A personal interlude. Back when I was in college, like a lot of science and math students, I read Chaos, by James Gleick. I was fascinated by the subject. And, being a physics major with a minor in computer science, did more than my share of experimentation.

At the time, I was taking my second semester of Physical Anthropology. Why is a long story and not really relevant. But I'd already impressed the teacher. Anyway, we'd gotten to the section on population dynamics and growth models, complete with some of sample models. This was Tuesday. By Thursday, I'd already coded them up, slapped them on a supercomputer (being a part time sysadmin has its benefits) and run through the entire phase space of the models. That Thursday, I showed my professor exactly where the models went chaotic. I showed how certain levels of stress on populations could lead to nonlinear population sizes and pointed out this would naturally lead to bottlenecking and could be used to fuel punctuated equilibrium.

She offered me a slot in grad school on the spot.

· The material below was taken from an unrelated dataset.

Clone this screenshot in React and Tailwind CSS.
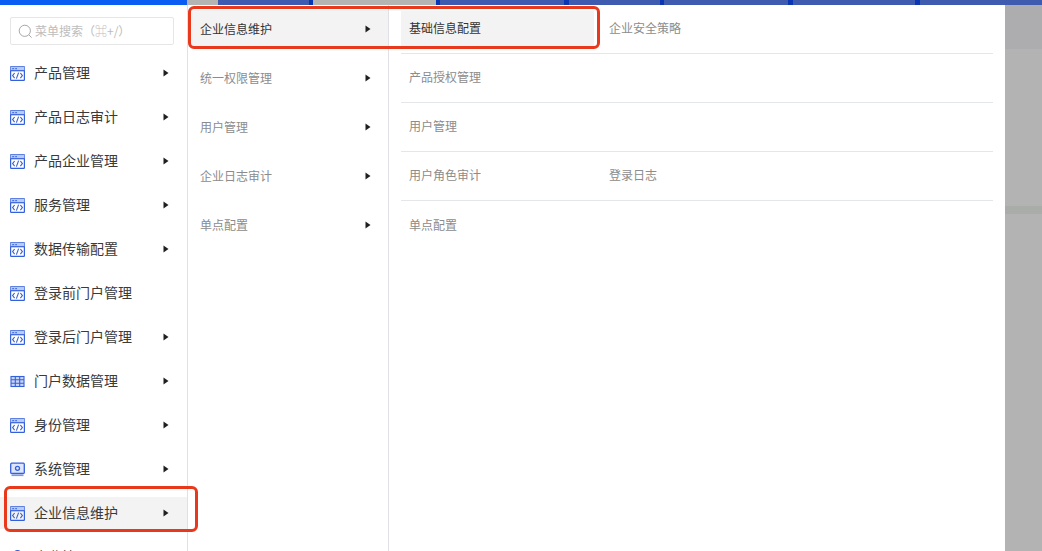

I really think this argument is invalid. First, it is a gross misrepresentation of fractal geometry to state that they are artifacts of complex design. They are the results of iterative applications of simple rules. Second, it is a gross misunderstanding of Evolution to think this is somehow an unrelated phenomenom. Evolution itself is an iterative application of relatively simple rules. Granted, the rules are more complex than the z <- z^2 + c of the Julia set, they are far simpler than quantum chromodynamics. Third, to assume that evolutionary mechanisms are not subject to chaos or do not employ the odd bit of fractal geometry is a *huge* unsupported assumption, and one I personally contradicted in my first year of anthro.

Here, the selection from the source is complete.